Maria da Conceição Mil-Homens tem hoje 72 anos e considera-se uma pessoa culta. Apesar disso, afirma que na altura estava alheia a quase tudo o que se passava na esfera pública. De política nada percebia. Mas cumpria a sua função como mulher, segundo a ideologia da altura. Augusto Alves dos Santos, o seu marido, esteve presente na guerra colonial como enfermeiro, e apesar de ter alguma consciência do estado político nacional, ficou completamente surpreso quando ligou a televisão e viu a revolução que acontecia no país.

Teatros, cinemas, rádio e televisão. Aos poucos iam ganhando mais adesão, mas o que passava não era tão espontâneo como se desejaria. No Estado Novo, o teatro, bem como as outras artes do espetáculo, estava submetido a uma Comissão de Classificação de Espetáculos que atuava segundo as leis impostas pelo regime.

O regime era opositor a tudo o que faria as pessoas pensar. Havia, no entanto, formas de contornar e enganar a censura de forma subtil, recorrendo, por exemplo, à poesia. Outra forma era não fazer demasiada publicidade, manter a divulgação de eventos relativamente restrita para não chamar a atenção dos elementos de censura e da PIDE. Diz-se que apesar de tudo, os escritores e produtores culturais da altura tinham mais inteligência que os elementos censores, e portanto algumas sátiras e metáforas iam levantando questões de forma discreta.

Na época eram cortadas ou proibidas peças que fizessem alusão a revoluções, à guerra, a ideias pacifistas, a aspetos de cariz sexual, situações brejeiras, questões religiosas, aspetos que punham em causa a família, particularmente no que diz respeito à fidelidade conjugal.

Eram impostos limites à criação artística. As pessoas não tinham muitas vezes acesso a uma obra totalmente espontânea e verdadeira. Era uma reconstrução da realidade que a anterior tentava representar, de forma a promover ou pelo menos não pôr em causa de alguma forma a doutrina do Estado.

A rádio foi um meio fundamental para o sucesso da Revolução, mas antes deste acontecimento também ela estava condicionada aos princípios do “aceitável” do regime que se vivia. Ela e todos os restantes órgãos de comunicação social.

A nação andava à maré de “Deus, Pátria e Família”. As mulheres em casa a tratar dos filhos e da lida doméstica, os homens sempre dispostos a lutar pelo seu país, e todos apoiados pela fé que promovia o regime. A cultura era uma coisa de ricos. E talvez nem isso. A cultura era o que o Estado quisesse que fosse.

No fundo, as pessoas viam a cultura de forma desfocada, ouviam-na com ruído e liam-na com lentes sujas, mas tendo, contudo, as entrelinhas que escapavam à censura.

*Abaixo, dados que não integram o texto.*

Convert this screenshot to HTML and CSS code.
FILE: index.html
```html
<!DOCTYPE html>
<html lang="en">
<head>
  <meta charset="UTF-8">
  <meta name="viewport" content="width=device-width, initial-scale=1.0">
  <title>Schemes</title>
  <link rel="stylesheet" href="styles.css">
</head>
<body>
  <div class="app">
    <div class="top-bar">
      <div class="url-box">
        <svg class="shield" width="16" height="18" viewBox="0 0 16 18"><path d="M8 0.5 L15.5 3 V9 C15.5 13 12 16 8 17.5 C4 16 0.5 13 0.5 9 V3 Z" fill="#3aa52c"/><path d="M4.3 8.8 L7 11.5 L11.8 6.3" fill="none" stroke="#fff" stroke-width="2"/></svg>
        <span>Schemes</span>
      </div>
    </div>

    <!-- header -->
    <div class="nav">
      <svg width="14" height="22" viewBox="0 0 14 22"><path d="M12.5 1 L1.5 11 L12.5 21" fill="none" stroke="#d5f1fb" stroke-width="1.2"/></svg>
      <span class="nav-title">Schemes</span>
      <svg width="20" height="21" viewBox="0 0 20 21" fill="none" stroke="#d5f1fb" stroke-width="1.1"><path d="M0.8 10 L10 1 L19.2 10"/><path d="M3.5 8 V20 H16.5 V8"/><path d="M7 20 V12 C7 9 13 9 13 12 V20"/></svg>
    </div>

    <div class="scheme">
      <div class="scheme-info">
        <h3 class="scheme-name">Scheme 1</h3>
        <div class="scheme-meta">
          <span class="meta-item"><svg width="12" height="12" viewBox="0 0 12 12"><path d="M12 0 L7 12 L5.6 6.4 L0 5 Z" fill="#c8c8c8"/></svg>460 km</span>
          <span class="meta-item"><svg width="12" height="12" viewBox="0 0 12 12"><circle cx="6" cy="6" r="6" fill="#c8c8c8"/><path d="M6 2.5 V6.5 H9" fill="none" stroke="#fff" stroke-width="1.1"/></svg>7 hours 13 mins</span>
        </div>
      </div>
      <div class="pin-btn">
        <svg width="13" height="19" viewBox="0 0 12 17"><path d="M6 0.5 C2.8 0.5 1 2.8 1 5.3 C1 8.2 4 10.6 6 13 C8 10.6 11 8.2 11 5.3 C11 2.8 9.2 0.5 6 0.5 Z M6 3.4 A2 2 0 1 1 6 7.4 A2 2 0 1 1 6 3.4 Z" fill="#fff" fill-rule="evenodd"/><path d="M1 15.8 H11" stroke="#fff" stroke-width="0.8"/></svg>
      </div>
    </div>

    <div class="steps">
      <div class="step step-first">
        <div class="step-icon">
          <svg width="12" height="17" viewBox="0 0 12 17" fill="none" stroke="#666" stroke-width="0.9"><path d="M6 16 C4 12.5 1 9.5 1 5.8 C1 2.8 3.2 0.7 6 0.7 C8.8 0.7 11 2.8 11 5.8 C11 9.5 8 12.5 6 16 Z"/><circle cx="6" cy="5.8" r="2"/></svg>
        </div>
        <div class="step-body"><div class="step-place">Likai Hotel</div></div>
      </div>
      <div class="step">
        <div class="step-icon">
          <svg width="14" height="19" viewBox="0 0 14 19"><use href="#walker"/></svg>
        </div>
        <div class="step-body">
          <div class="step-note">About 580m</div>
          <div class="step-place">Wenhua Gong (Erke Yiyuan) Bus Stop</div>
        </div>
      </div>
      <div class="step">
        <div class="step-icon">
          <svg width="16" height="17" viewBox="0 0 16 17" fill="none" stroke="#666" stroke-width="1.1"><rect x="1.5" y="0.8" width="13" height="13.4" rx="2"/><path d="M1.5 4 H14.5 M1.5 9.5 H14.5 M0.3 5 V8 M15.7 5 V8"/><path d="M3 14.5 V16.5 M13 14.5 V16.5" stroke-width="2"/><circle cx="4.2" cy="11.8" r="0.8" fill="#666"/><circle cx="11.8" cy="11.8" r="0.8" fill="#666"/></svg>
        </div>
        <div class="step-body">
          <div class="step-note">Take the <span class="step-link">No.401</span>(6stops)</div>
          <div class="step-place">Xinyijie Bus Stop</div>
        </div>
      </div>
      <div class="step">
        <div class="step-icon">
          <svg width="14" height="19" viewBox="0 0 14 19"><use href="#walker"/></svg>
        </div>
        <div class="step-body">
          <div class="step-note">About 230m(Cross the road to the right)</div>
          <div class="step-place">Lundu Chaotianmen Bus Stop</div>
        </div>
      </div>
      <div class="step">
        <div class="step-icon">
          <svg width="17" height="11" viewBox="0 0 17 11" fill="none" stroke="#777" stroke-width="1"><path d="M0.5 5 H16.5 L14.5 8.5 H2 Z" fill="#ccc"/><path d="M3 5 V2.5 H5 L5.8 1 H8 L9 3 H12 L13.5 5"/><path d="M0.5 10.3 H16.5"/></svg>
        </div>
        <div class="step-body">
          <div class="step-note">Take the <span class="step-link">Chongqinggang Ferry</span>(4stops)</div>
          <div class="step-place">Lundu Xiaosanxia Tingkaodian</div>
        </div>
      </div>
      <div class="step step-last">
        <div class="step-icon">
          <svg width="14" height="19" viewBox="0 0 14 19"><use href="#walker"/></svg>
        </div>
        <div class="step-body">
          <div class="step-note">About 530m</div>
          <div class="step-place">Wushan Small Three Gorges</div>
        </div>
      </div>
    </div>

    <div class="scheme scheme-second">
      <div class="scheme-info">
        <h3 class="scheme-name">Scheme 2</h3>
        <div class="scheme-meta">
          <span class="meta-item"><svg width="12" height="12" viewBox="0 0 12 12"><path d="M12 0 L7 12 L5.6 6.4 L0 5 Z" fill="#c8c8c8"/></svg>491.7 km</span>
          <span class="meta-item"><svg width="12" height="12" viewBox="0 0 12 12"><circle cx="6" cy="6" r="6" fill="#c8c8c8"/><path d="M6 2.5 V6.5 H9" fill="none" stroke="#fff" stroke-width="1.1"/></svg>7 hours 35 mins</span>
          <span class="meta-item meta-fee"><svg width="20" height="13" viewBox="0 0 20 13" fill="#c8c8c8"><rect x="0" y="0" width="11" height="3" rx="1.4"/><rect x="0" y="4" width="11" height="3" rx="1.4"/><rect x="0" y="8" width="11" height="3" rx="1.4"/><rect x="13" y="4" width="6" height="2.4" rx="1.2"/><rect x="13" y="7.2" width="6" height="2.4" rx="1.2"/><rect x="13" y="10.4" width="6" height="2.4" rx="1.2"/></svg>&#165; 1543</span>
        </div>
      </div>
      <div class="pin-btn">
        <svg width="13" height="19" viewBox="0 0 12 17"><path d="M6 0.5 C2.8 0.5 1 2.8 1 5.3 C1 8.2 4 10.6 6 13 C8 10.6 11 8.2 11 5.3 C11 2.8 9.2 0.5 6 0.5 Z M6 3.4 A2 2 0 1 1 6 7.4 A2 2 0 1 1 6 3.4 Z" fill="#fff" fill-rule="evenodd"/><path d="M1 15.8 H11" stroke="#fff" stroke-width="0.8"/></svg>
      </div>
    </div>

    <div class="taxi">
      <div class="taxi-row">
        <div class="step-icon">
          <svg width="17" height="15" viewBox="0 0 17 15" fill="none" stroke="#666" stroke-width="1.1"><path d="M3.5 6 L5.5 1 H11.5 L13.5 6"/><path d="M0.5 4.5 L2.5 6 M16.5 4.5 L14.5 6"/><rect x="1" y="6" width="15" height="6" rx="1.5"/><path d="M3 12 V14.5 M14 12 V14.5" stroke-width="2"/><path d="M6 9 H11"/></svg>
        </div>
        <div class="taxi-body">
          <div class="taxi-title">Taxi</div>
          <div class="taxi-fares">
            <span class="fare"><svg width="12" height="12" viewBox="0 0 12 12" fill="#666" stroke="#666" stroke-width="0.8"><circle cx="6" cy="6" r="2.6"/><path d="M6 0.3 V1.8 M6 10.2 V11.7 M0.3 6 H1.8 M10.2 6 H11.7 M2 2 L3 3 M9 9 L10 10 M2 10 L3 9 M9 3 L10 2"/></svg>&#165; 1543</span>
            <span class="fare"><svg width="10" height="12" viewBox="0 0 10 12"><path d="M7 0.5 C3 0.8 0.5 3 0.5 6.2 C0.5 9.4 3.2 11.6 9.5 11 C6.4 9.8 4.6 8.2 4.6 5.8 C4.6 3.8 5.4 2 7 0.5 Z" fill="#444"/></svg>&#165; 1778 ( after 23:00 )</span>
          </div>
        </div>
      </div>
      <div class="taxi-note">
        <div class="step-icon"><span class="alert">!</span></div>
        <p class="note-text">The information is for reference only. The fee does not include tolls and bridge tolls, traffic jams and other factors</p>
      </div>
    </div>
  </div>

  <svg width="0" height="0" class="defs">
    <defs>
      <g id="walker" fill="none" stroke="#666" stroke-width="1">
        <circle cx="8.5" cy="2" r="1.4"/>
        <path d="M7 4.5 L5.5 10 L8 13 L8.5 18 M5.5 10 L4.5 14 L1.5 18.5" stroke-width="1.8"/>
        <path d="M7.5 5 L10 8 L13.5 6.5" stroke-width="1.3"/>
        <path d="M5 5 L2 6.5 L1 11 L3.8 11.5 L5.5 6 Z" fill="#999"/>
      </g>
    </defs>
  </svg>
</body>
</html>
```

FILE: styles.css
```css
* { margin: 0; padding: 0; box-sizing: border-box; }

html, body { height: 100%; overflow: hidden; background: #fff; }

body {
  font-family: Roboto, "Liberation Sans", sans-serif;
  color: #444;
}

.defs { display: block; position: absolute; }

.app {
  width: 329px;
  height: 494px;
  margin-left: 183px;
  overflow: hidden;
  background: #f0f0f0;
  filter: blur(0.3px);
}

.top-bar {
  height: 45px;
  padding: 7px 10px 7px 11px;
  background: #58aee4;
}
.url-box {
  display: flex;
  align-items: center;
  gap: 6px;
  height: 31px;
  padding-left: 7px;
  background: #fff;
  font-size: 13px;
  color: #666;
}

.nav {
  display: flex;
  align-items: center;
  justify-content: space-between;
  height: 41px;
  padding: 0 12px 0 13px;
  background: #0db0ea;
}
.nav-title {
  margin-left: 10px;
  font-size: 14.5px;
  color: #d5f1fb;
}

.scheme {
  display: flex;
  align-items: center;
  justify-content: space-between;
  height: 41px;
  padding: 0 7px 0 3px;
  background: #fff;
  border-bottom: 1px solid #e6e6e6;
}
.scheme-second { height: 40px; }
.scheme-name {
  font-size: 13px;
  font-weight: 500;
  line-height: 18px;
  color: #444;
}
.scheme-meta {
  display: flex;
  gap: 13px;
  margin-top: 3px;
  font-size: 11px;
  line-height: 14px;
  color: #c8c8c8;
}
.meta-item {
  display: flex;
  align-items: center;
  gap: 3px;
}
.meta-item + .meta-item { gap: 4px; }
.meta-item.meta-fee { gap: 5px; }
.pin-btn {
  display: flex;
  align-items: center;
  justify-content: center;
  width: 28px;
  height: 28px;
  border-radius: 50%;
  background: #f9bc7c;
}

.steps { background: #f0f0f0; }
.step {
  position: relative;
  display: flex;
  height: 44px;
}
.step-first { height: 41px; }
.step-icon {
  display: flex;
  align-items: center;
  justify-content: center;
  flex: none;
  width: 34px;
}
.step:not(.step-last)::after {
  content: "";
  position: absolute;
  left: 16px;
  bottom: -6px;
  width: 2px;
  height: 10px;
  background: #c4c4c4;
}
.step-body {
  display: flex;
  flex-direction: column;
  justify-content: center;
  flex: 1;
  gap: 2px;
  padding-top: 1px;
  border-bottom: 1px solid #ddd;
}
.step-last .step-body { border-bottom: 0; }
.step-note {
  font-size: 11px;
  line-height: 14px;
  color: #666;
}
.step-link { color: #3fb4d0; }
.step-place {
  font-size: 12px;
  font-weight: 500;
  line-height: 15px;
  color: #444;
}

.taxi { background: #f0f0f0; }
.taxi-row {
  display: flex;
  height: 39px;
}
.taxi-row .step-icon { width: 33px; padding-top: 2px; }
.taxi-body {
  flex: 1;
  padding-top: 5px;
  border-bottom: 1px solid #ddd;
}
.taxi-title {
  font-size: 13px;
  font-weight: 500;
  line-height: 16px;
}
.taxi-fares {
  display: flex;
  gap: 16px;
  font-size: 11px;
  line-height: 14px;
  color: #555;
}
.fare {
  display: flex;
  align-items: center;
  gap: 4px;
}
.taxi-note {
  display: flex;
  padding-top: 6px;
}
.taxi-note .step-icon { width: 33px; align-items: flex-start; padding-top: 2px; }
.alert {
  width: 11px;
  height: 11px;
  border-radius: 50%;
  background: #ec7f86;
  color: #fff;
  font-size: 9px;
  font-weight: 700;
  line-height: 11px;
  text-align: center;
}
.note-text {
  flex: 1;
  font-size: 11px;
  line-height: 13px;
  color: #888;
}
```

40 anos depois somos livres. Temos agora a possibilidade de produzir e aderir a todo o tipo de produção cultural, que assumiu um vasto conceito e várias formas. Perante a diversidade e liberdade de acesso, o entrave maior é representado pela escassez de recursos causada pela atual conjuntura económica, que dificulta de facto o acesso aos produtos culturais, bem como à sua produção. Mas temos agora a hipótese de integrar realmente a cultura que nos rodeia, havendo esse interesse e essa vontade.

A cultura é agora para o cidadão uma necessidade e um direito, em simultâneo. Não há censura, não existem obrigações religiosas, existe igualdade de género. Os portugueses que revolucionaram o país sem matar deixam aos de agora a missão de não deixar morrer nenhuma das liberdades conseguidas nesse dia. Seja com ou sem cravos.